Quote:
|
A-DIM: I find myself more and more skeptical of "skeptics." There appears to be as much an industry of "debunking" as there is pseudoscience. And from what I've witnessed here over the last couple of years is many so-called "skeptics" of the ETH are as uninformed and rooted in "belief" as they so often suggest the "woowoos" are, exhibiting high degrees of subjective thinking when considering the ETH.
|
Most skeptics I know are willing to accept the possibility - even if a remote one, but don't feel the evidence is particularly compelling. And, to date, not a single
Unidentified Flying Object has ever been postively and unequivocally
Identified as a vehicle from outer space containing intelligent extraterrestrials. Therein, lies the problem. Its great to speculate on the possibiities, but without clear, unequivocal and independently verifiable evidence that
identifies an
unidentified flying object as something of extraterrestrial origin, no one can reasonably conclude we are being visited by E.T.

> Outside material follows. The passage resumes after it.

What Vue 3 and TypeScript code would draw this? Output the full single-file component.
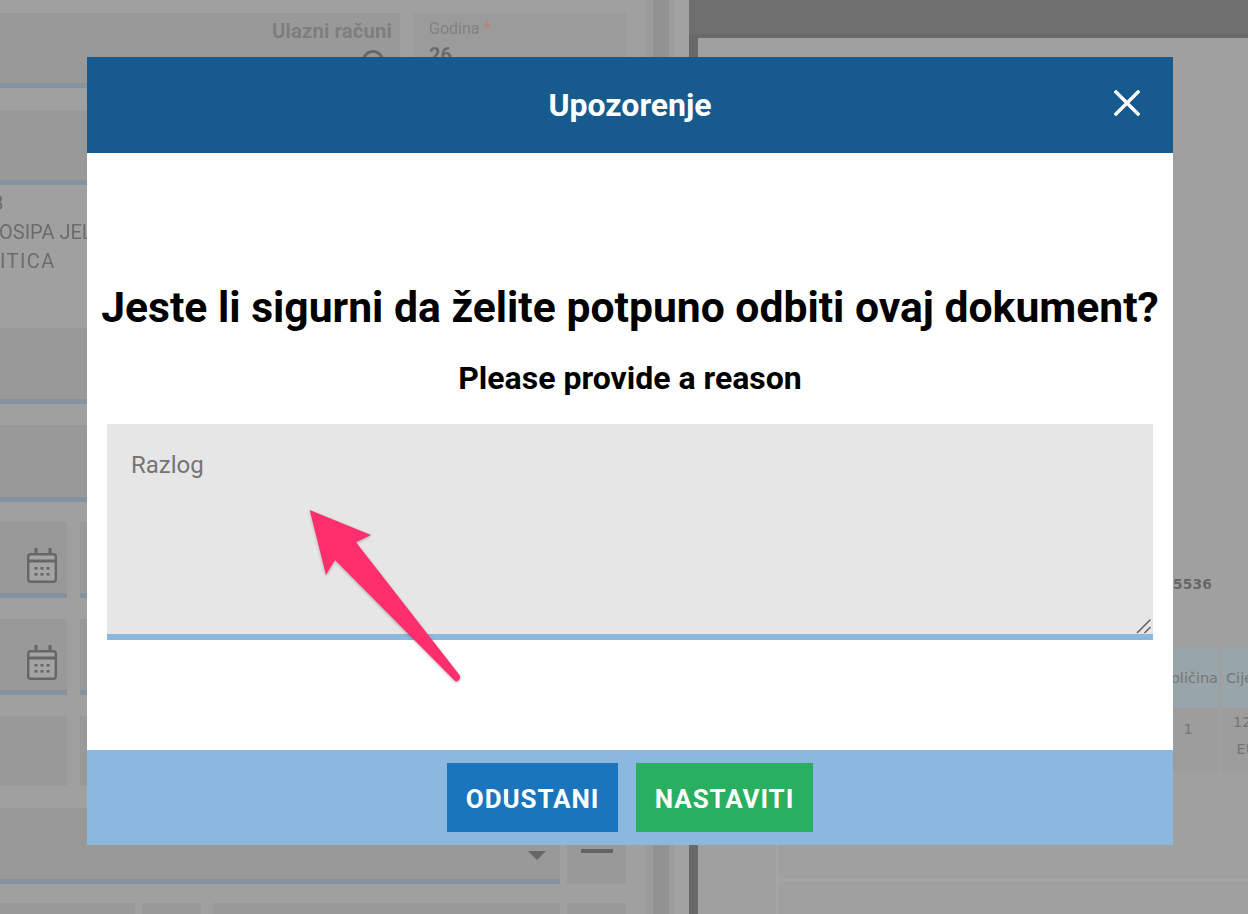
<script setup lang="ts">
const dots: [number, number][] = [
  [8, 18], [14, 18], [20, 18],
  [8, 24], [14, 24], [20, 24],
];
const calendarRows = [0, 1];
</script>

<template>
  <div class="page">
    <main class="left">
      <div class="row row-first">
        <div class="field field-doc">
          <span class="doc-title">Ulazni računi</span>
          <svg class="search" width="24" height="24" viewBox="0 0 24 24">
            <circle cx="12" cy="12" r="9.5" fill="none" stroke="#666" stroke-width="3" />
          </svg>
        </div>
        <div class="field field-year">
          <span class="year-label">Godina <em>*</em></span>
          <strong class="year-value">26</strong>
        </div>
      </div>
      <div class="row row-second"><div class="field wide"></div></div>
      <div class="address">
        <div class="addr-a">B</div>
        <div class="addr-b">JOSIPA JELAČIĆA</div>
        <div class="addr-c">ITICA</div>
      </div>
      <div class="row row-third"><div class="field wide"></div></div>
      <div class="row row-fourth"><div class="field wide"></div></div>
      <template v-for="n in calendarRows" :key="n">
        <div class="row" :class="n === 0 ? 'row-date-a' : 'row-date-b'">
          <div class="field date">
            <svg class="calendar" width="30" height="35" viewBox="0 0 30 35">
              <rect x="1.2" y="6.2" width="27.6" height="27.6" rx="2.5" fill="#a4a4a4" stroke="#666" stroke-width="2.4" />
              <rect x="1" y="11.5" width="28" height="3" fill="#666" />
              <rect x="7.5" y="0" width="3" height="6" fill="#666" />
              <rect x="21.5" y="0" width="3" height="6" fill="#666" />
              <rect v-for="d in dots" :key="d.join()" :x="d[0] - 0.5" :y="d[1] + 1" width="3" height="2.6" fill="#666" />
            </svg>
          </div>
          <div class="field rest"></div>
        </div>
      </template>
      <div class="row row-plain">
        <div class="field date plain"></div>
        <div class="field rest plain"></div>
      </div>
      <div class="row row-select">
        <div class="field select"><span class="caret"></span></div>
        <div class="field-btn"><span class="minus"></span></div>
      </div>
      <div class="row row-last">
        <div class="cell c1"></div>
        <div class="cell c2"></div>
        <div class="cell c3"></div>
        <div class="cell c4"></div>
      </div>
    </main>
    <div class="strip s1"></div>
    <div class="strip s2"></div>
    <div class="strip s3"></div>
    <div class="strip s4"></div>

    <section class="right">
      <div class="panel">
        <div class="doc-num">5536</div>
        <div class="table">
          <div class="thead">
            <div class="th qty">Količina</div>
            <div class="th price">Cijena</div>
          </div>
          <div class="tbody">
            <div class="td qty">1</div>
            <div class="td price">1234<br />EUR</div>
          </div>
        </div>
        <div class="lower"><div class="lower-box"></div></div>
      </div>
    </section>
  </div>

  <div class="modal" role="dialog">
    <header class="modal-head">
      <h2>Upozorenje</h2>
      <button class="close" aria-label="Zatvori">
        <svg width="26" height="26" viewBox="0 0 26 26">
          <path d="M2 2 L24 24 M24 2 L2 24" stroke="#fff" stroke-width="3.4" stroke-linecap="square" fill="none" />
        </svg>
      </button>
    </header>
    <div class="modal-body">
      <h1>Jeste li sigurni da želite potpuno odbiti ovaj dokument?</h1>
      <h3>Please provide a reason</h3>
      <div class="reason">
        <textarea placeholder="Razlog"></textarea>
        <svg class="grip" width="16" height="16" viewBox="0 0 16 16">
          <path d="M1 15 L14.5 1.5 M8.5 15 L14.5 9" stroke="#666" stroke-width="1.6" fill="none" />
        </svg>
      </div>
    </div>
    <footer class="modal-foot">
      <button class="btn cancel">ODUSTANI</button>
      <button class="btn go">NASTAVITI</button>
    </footer>
  </div>

  <svg class="arrow" width="170" height="190" viewBox="0 0 170 190">
    <path
      d="M9.7 10 L71 35 L56 42.3 L159.5 175 Q161 178.5 158.5 180.5 Q156.5 182.5 154.5 180.5 L35 60 L26 75 Z"
      fill="#ff2f6e"
    />
  </svg>
</template>

<style>
html, body {
  margin: 0;
  overflow: hidden;
  background: #a0a0a0;
}
</style>

<style scoped>
.page {
  width: 1248px;
  height: 914px;
  overflow: hidden;
  display: flex;
  background: #a0a0a0;
  font-family: Roboto, "Liberation Sans", sans-serif;
}
.left {
  width: 645px;
  flex: none;
  box-sizing: border-box;
  padding-top: 13px;
  display: flex;
  flex-direction: column;
  overflow: hidden;
}
.row {
  display: flex;
  gap: 13px;
  width: 626px;
  flex: none;
}
.field {
  box-sizing: border-box;
  background: #999;
  border-bottom: 5px solid #8592a0;
}
.wide { width: 100%; height: 100%; }
.row-first { height: 75px; }
.row-second { height: 75px; margin-top: 22px; }
.row-third { height: 76px; }
.row-fourth { height: 77px; margin-top: 21px; }
.row-date-a { height: 76px; margin-top: 20px; }
.row-date-b { height: 76px; margin-top: 21px; }
.row-plain { height: 70px; margin-top: 21px; }
.row-select { height: 76px; margin-top: 22px; gap: 7px; }
.row-last { height: 40px; margin-top: 19px; gap: 7px; }

.field-doc {
  width: 400px;
  display: flex;
  flex-direction: column;
  align-items: flex-end;
  padding-right: 8px;
  overflow: hidden;
}
.doc-title {
  font-size: 20.6px;
  font-weight: 700;
  line-height: 24px;
  margin-top: 6px;
  color: #7e7e7e;
  filter: blur(0.4px);
}
.search { margin: 6px 7px 0 0; }
.field-year {
  flex: 1;
  display: flex;
  flex-direction: column;
  padding-left: 16px;
  border-bottom: none;
  background: #9b9b9b;
}
.year-label {
  font-size: 16px;
  line-height: 18px;
  margin-top: 7px;
  color: #808080;
  filter: blur(0.4px);
}
.year-label em { font-style: normal; color: #b8806f; }
.year-value {
  font-size: 20px;
  line-height: 20px;
  margin-top: 7px;
  color: #6a6a6a;
  filter: blur(0.4px);
}
.address {
  height: 143px;
  flex: none;
  box-sizing: border-box;
  padding-top: 4px;
  font-size: 20px;
  line-height: 29px;
  color: #6c6c6c;
  white-space: nowrap;
  filter: blur(0.4px);
}
.addr-a { margin-left: -9px; }
.addr-b { margin-left: -12px; }
.addr-c { margin-left: 0; letter-spacing: 1.4px; }
.date {
  width: 67px;
  flex: none;
  height: 100%;
  position: relative;
  display: flex;
  justify-content: flex-end;
  align-items: flex-start;
  padding: 26px 10px 0 0;
}
.plain { border-bottom: none; }
.rest { flex: 1; height: 100%; }
.select {
  width: 560px;
  flex: none;
  height: 100%;
  display: flex;
  justify-content: flex-end;
  padding: 43px 14px 0 0;
}
.caret {
  width: 0;
  height: 0;
  border-left: 9px solid transparent;
  border-right: 9px solid transparent;
  border-top: 9px solid #666;
}
.field-btn {
  flex: 1;
  background: #999;
  display: flex;
  justify-content: center;
  padding-top: 41px;
  box-sizing: border-box;
}
.minus { width: 32px; height: 4px; background: #636363; }
.cell { background: #999; height: 100%; }
.c1 { width: 135px; }
.c2 { width: 59px; }
.c3 { width: 347px; margin-left: 5px; }
.c4 { flex: 1; }

.strip { flex: none; height: 100%; }
.s1 { width: 8px; background: #9b9b9b; }
.s2 { width: 16px; background: #929292; }
.s3 { width: 5px; background: #9d9d9d; }
.s4 { width: 15px; background: #a2a2a2; }

.right {
  flex: 1;
  min-width: 0;
  background: linear-gradient(#6f6f6f 0 34px, #696969 34px);
  padding: 38px 0 0 9px;
  box-sizing: border-box;
}
.panel {
  height: 100%;
  background: #a0a0a0;
  display: flex;
  flex-direction: column;
  align-items: flex-start;
  font-family: "DejaVu Sans", sans-serif;
  overflow: hidden;
  position: relative;
}
.doc-num {
  margin: 537px 0 0 475px;
  font-weight: 700;
  font-size: 14px;
  line-height: 18px;
  color: #666;
  filter: blur(0.3px);
}
.table {
  margin: 54px 0 0 442px;
  font-size: 14.5px;
  color: #757575;
  flex: none;
}
.thead, .tbody {
  display: flex;
  gap: 3px;
}
.thead { height: 61px; }
.tbody { height: 64px; }
.th {
  background: #98a5ab;
  display: flex;
  align-items: center;
  box-sizing: border-box;
}
.th.qty { width: 79px; justify-content: flex-end; padding-right: 1px; white-space: nowrap; }
.th.price { width: 59px; padding-left: 4px; }
.td {
  background: #9d9d9d;
  box-sizing: border-box;
}
.td.qty { width: 79px; text-align: center; padding: 12px 0 0 17px; line-height: 18px; }
.td.price { width: 59px; padding-top: 1px; line-height: 27px; text-align: center; }
.lower {
  align-self: stretch;
  flex: 1;
  margin: 0 0 0 78px;
  border-left: 2px solid #a5a5a5;
  padding-top: 107px;
}
.lower-box { border-top: 2px solid #a5a5a5; }

.modal {
  position: absolute;
  left: 87px;
  top: 57px;
  width: 1086px;
  height: 788px;
  background: #fff;
  display: flex;
  flex-direction: column;
  font-family: Roboto, "Liberation Sans", sans-serif;
}
.modal-head {
  height: 96px;
  flex: none;
  background: #165a8e;
  display: flex;
  align-items: center;
  justify-content: center;
  position: relative;
}
.modal-head h2 {
  margin: 0;
  color: #fff;
  font-size: 32px;
  font-weight: 700;
}
.close {
  position: absolute;
  right: 33px;
  top: 33px;
  padding: 0;
  width: 26px;
  height: 26px;
  background: none;
  border: none;
  display: block;
}
.close svg { display: block; }
.modal-body {
  flex: 1;
  display: flex;
  flex-direction: column;
  align-items: center;
  padding: 0 20px;
}
.modal-body h1 {
  margin: 126px -20px 0;
  font-size: 42.65px;
  line-height: 56px;
  font-weight: 700;
  color: #000;
  white-space: nowrap;
}
.modal-body h3 {
  margin: 22px 0 0;
  font-size: 32px;
  line-height: 42px;
  font-weight: 700;
  color: #000;
}
.reason {
  position: relative;
  align-self: stretch;
  margin-top: 25px;
  height: 216px;
}
.reason textarea {
  display: block;
  width: 100%;
  height: 100%;
  box-sizing: border-box;
  background: #e6e6e6;
  border: none;
  border-bottom: 6px solid #8cb8df;
  border-radius: 0;
  padding: 26px 24px;
  resize: none;
  outline: none;
  font-family: Roboto, "Liberation Sans", sans-serif;
  font-size: 24px;
  line-height: 30px;
}
.reason textarea::placeholder { color: #757575; opacity: 1; }
.grip {
  position: absolute;
  right: 1px;
  bottom: 6px;
}
.modal-foot {
  height: 95px;
  flex: none;
  background: #8cb8df;
  display: flex;
  justify-content: center;
  align-items: flex-start;
  gap: 18px;
  padding-top: 13px;
  box-sizing: border-box;
}
.btn {
  height: 69px;
  border: none;
  color: #fff;
  font-family: Roboto, "Liberation Sans", sans-serif;
  font-weight: 700;
  font-size: 26px;
  letter-spacing: 0.9px;
  padding: 2px 0 0;
}
.cancel { width: 171px; background: #1a75bd; }
.go { width: 177px; background: #29af60; }

.arrow {
  position: absolute;
  left: 300px;
  top: 500px;
  filter: drop-shadow(0 1px 1.5px rgba(0, 0, 0, 0.28));
  pointer-events: none;
}
</style>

And yes, invectives like "woowoos" and "crackpots" may suggest bias, but the trouble is "UFOlogy" is full of such characters, from Pru Calabrese, who "remote viewed" a spaceship in the tail of Hale Bopp to Richard Hoagland, who still claims there is a face on Mars. "UFOlogy" sports no standardized methodology and has no standards of proof by which a body of systematically organized evidence may be assembled. Its simply "science" by anecdotes, which isn't science at all. Running around collecting ephemeral "sightings" reports about fuzzy objects in the sky and excusing the lack of any real evidence on so-called government cover-ups, doesn't cut it.
Its not up to the "skeptics" to prove the advocates wrong. Its up to the advocates to prove their right. Those who truly think there is a case to be made need to do a better job of making their case. I'm willing to be convinced with something truly convincing.